A saúde tem cura
Geral
08.07.2013
ESTUDANTES, RECÉM-FORMADOS E VETERANOS REVELAM DESCONTENTAMENTO E APONTAM ESTRUTURAÇÃO DA REDE PÚBLICA E CRIAÇÃO DE UMA CARREIRA MÉDICA COMO SAÍDAS PARA A CRISE; ESTADO INCORPOROU 1.180 MÉDICOS DESDE 2009
O médico residente Kerginaldo Jácome, 25, iniciava mais um plantão no setor de politrauma do Hospital Monsenhor Walfredo Gurgel, na quarta-feira passada, quando recebeu o primeiro paciente do dia. Era um homem, com pouco mais de 30 anos, vítima de um acidente de moto, e com fratura exposta da tíbia esquerda. O osso rasgou músculos e pele. Um espetáculo sangrento, menos para Kerginaldo. Ele sempre sonhou em trabalhar em situações de urgência como aquela. Muito embora, a precária infraestrutura atual do sistema público de saúde potiguar o faça querer, a cada dia, adotar um consultório próprio.
Ele foi um dos 301 profissionais a receber o registro do Conselho Regional de Medicina (CRM) no Rio Grande do Norte em 2012. É formado pela Universidade Potiguar (UNP), que desde 2006 oferece duas turmas de medicina. Nos últimos cinco anos, de acordo com o CRM, cresceu em 42% o número de registros. Em 2009, foram referendados 211 novos profissionais. Até esta semana, 188 profissionais obtiveram registros na entidade em 2013.
Kerginaldo Jácome espera montar em Natal um consultório particular especializado em urologia. A posição dele não é um fato isolado. Outros alunos de medicina e residentes ouvidos pelo NOVO JORNAL também reclamam da falta de estrutura das unidades públicas e da ausência de uma carreira profissional para o setor. O eco deste posicionamento pode ser visto no déficit de profissionais que prestam serviço no interior do estado.
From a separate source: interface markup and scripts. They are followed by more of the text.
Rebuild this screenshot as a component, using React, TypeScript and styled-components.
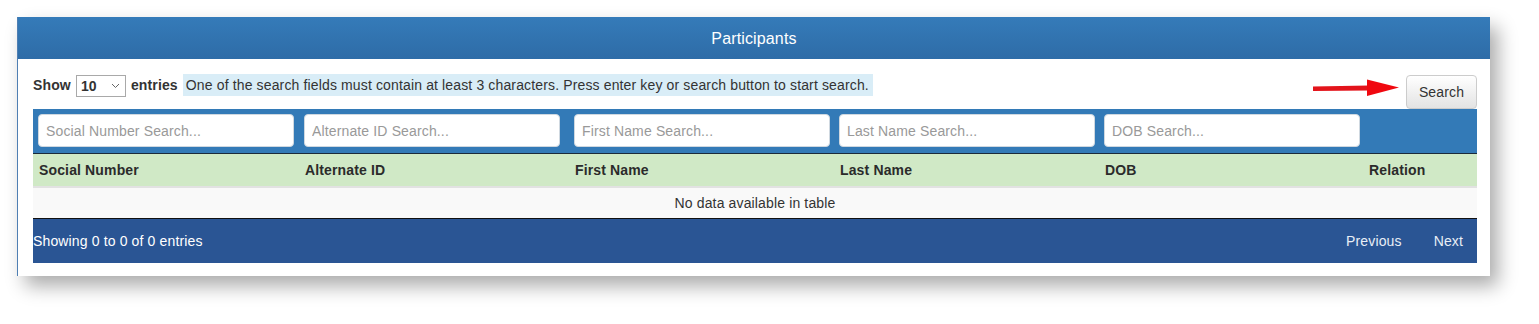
import { createGlobalStyle, styled } from 'styled-components';

const GlobalStyle = createGlobalStyle`
    body {
        margin: 0;
        background: #ffffff;
        font-family: "Liberation Sans", Arial, sans-serif;
        font-size: 14px;
        letter-spacing: 0.14px;
        color: #333;
    }
`;

const Page = styled.div`
    padding: 17px 0 0 17px;
    height: 324px;
    box-sizing: border-box;
`;

const Card = styled.section`
    width: 1473px;
    background: #fff;
    border-left: 1px solid #4f7fb3;
    box-sizing: border-box;
    box-shadow: 8px 10px 18px rgba(0, 0, 0, 0.33);
`;

const CardHeader = styled.header`
    height: 42px;
    padding-top: 1px;
    box-sizing: border-box;
    display: flex;
    align-items: center;
    justify-content: center;
    background: linear-gradient(#357bb9, #2e6ca7);
    color: #fff;
    font-size: 16px;
`;

const CardBody = styled.div`
    padding: 15px 13px 13px 15px;
`;

const TopRow = styled.div`
    display: flex;
    align-items: flex-start;
    justify-content: space-between;
    height: 35px;
`;

const LengthControl = styled.div`
    display: flex;
    align-items: center;
    height: 22px;
    font-weight: bold;
    gap: 4px;
`;

const LengthSelect = styled.div`
    width: 50px;
    height: 22px;
    box-sizing: border-box;
    border: 1px solid #a9a9a9;
    display: flex;
    align-items: center;
    justify-content: space-between;
    padding: 0 5px 0 4px;
    font-weight: bold;
    margin: 1px 1px 0;
`;

const InfoText = styled.span`
    margin-left: 1px;
    background: #d9edf7;
    font-weight: normal;
    height: 22px;
    line-height: 22px;
    padding: 0 4px 0 3px;
`;

const ActionGroup = styled.div`
    display: flex;
    align-items: flex-start;
`;

const Arrow = styled.svg`
    margin: 3px 6px 0 0;
`;

const SearchButton = styled.button`
    margin-top: 1px;
    width: 71px;
    height: 34px;
    border: 1px solid #ccc;
    border-radius: 4px;
    background: linear-gradient(#ffffff, #e3e3e3);
    color: #333;
    font-family: "Liberation Sans", Arial, sans-serif;
    font-size: 14px;
    letter-spacing: 0.14px;
    padding: 0;
`;

const ColumnGrid = styled.div`
    display: grid;
    grid-template-columns: 266px 270px 265px 265px 264px 1fr;
`;

const SearchBand = styled(ColumnGrid)`
    background: #337ab7;
    padding: 5px 0 6px;
    border-bottom: 1px solid #1b2a3a;
`;

const SearchCell = styled.div`
    padding-left: 5px;
`;

const SearchInput = styled.input`
    width: 256px;
    height: 33px;
    box-sizing: border-box;
    border: 1px solid #cfd8e0;
    border-radius: 4px;
    padding: 0 7px;
    font-family: "Liberation Sans", Arial, sans-serif;
    font-size: 14px;
    letter-spacing: 0.14px;
    color: #333;
    background: #fff;
    outline: none;

    &::placeholder {
        color: #999;
    }
`;

const HeadRow = styled(ColumnGrid)`
    background: #d0e9c6;
    height: 32px;
    border-bottom: 2px solid #e2e2e2;
    align-items: center;
`;

const HeadCell = styled.div`
    padding-left: 6px;
    font-weight: bold;
    color: #2b2b2b;
`;

const EmptyRow = styled.div`
    height: 30px;
    background: #f9f9f9;
    display: flex;
    align-items: center;
    justify-content: center;
    border-bottom: 1px solid #111;
`;

const Footer = styled.footer`
    height: 44px;
    background: #2a5594;
    display: flex;
    align-items: center;
    justify-content: space-between;
    color: #fff;
    padding-right: 14px;
`;

const Pager = styled.div`
    display: flex;
    gap: 32px;
    color: #e8eef6;
`;

const searchFields = ['Social Number', 'Alternate ID', 'First Name', 'Last Name', 'DOB'];
const columns = ['Social Number', 'Alternate ID', 'First Name', 'Last Name', 'DOB', 'Relation'];

export default function App() {
    return (
        <>
            <GlobalStyle />
            <Page>
                <Card>
                    <CardHeader>Participants</CardHeader>
                    <CardBody>
                        <TopRow>
                            <LengthControl>
                                Show
                                <LengthSelect>
                                    10
                                    <svg width="9" height="6" viewBox="0 0 9 6">
                                        <path d="M1 1l3.5 3.5L8 1" fill="none" stroke="#666" strokeWidth="1" />
                                    </svg>
                                </LengthSelect>
                                entries
                                <InfoText>One of the search fields must contain at least 3 characters. Press enter key or search button to start search.</InfoText>
                            </LengthControl>
                            <ActionGroup>
                                <Arrow width="88" height="22" viewBox="0 0 88 22">
                                    <path d="M1 9.5 L57 8.5 L57 13.5 L1 14 Z" fill="#e3141b" />
                                    <path d="M55 2.5 L87 10.5 L55 19 Z" fill="#f0080f" />
                                </Arrow>
                                <SearchButton>Search</SearchButton>
                            </ActionGroup>
                        </TopRow>
                        <SearchBand>
                            {searchFields.map((f) => (
                                <SearchCell key={f}>
                                    <SearchInput placeholder={`${f} Search...`} />
                                </SearchCell>
                            ))}
                        </SearchBand>
                        <HeadRow>
                            {columns.map((c) => (
                                <HeadCell key={c}>{c}</HeadCell>
                            ))}
                        </HeadRow>
                        <EmptyRow>No data available in table</EmptyRow>
                        <Footer>
                            <span>Showing 0 to 0 of 0 entries</span>
                            <Pager>
                                <span>Previous</span>
                                <span>Next</span>
                            </Pager>
                        </Footer>
                    </CardBody>
                </Card>
            </Page>
        </>
    );
}
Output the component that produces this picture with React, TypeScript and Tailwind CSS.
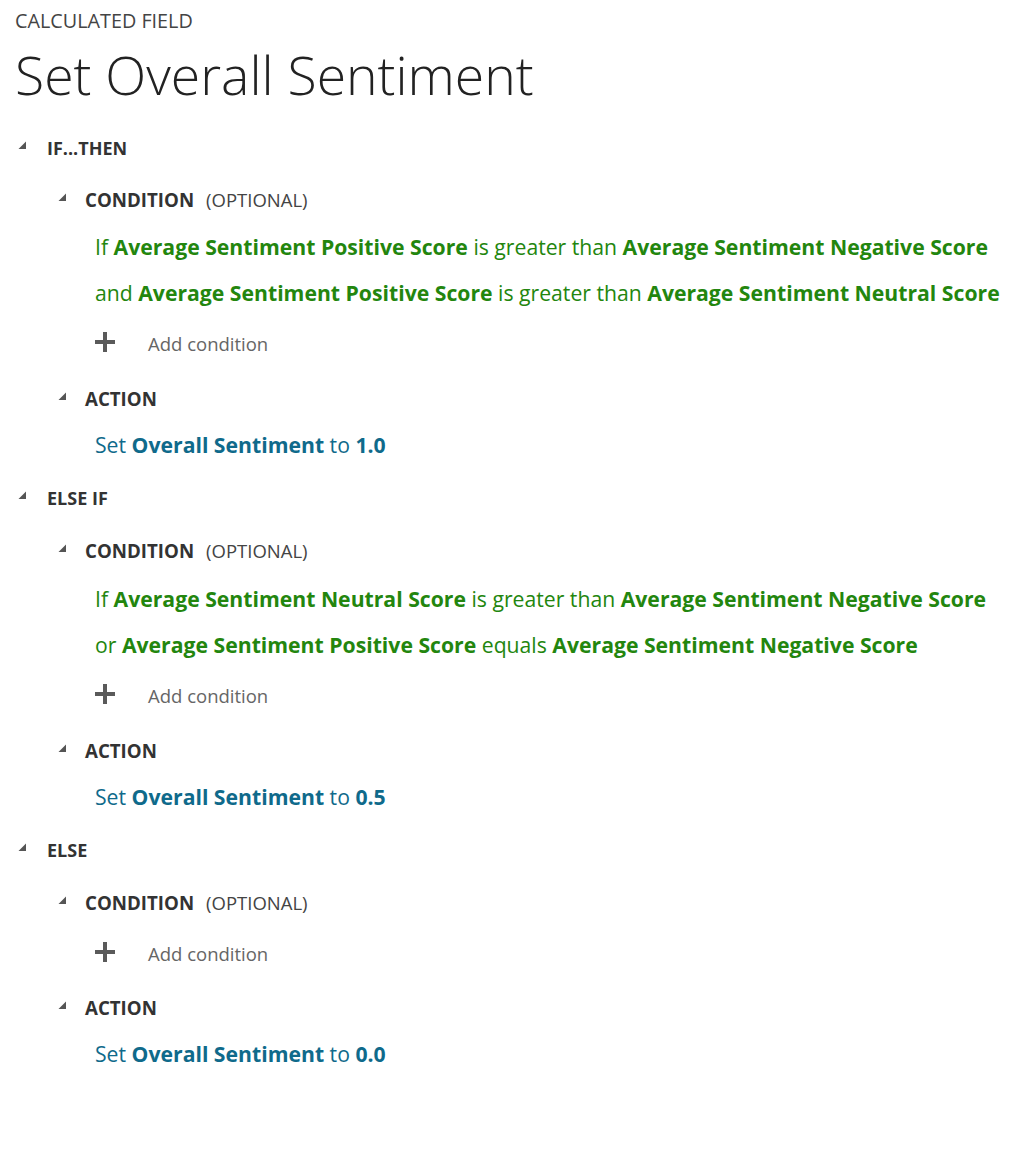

Natal concentra hoje 74,09% (3.411) dos médicos potiguares, contra 25,01% (1.193) dos demais municípios, segundo o Conselho Federal de Medicina (CFM). A diferença é responsável pela baixa proporção entre médico e população. O Rio Grande do Norte tem 1,43 para cada grupo de mil pessoas. Na capital, por outro lado, a taxa sobe de 4,21. Mais que o dobro do recomendado pela Organização Mundial da Saúde (OMS), de dois médicos por grupo de mil habitantes.
Hoje, a Secretaria Estadual de Saúde (Sesap) possui 1.627 profissionais atuando. Com isso, a proporção entre médicos e habitantes cai ainda mais. A taxa fica em 0,6 médico a cada grupo de mil pessoas. O contracheque de um clínico é de R$ 4.761,00 para 40h e R$ 2.380,50 para 20h. O valor também é insuficiente para atrair novos profissionais, considera o jovem médico. “Hoje, eu não quero o serviço público. É necessária uma carreira, com progressão salarial e excelentes condições de trabalho para que eu seja atraído”, disse.
A UNP é hoje a maior formadora anual de médicos no Estado. A média de formandos deve ser de 120 pessoas todos os anos. As duas primeiras turmas foram graduadas ano passado. Até a abertura do curso, em 2006, a única faculdade de medicina potiguar era a da Universidade Federal do Rio Grande do Norte (UFRN).
PSF
A média da unidade pública é de 93 novos médicos a cada ano. São duas turmas formadas a cada semestre. Em 2012, foram 50 pessoas diplomadas em junho e outras 44 em dezembro. Em junho passado, foram formados outros 50 profissionais.
Para a coordenadora do curso de medicina, Elaine Lira, não existe qualquer preconceito dos alunos com relação ao serviço público. “Alguns até pedem para se formar antes do tempo para trabalhar em municípios do interior”, disse. Ela faz referência às cidades que fazem contratos temporários para abastecer as unidades do Programa Saúde na Família (PSF). Algumas prefeituras chegam a pagar até R$ 10 mil mensais por médico.
A grade curricular de medicina da UFRN, por sinal, passou por uma reforma em 2002. Foram incluídas disciplinas que mostram o funcionamento de programas como o Programa Saúde da Família e da atuação profissional no sistema público. Logo nos primeiros semestres, os alunos passam a acompanhar os serviços das unidades públicas de saúde. “O aluno sai da faculdade sabendo o que vai encontrar. Não acredito que exista preconceito em trabalhar para o governo”, completou.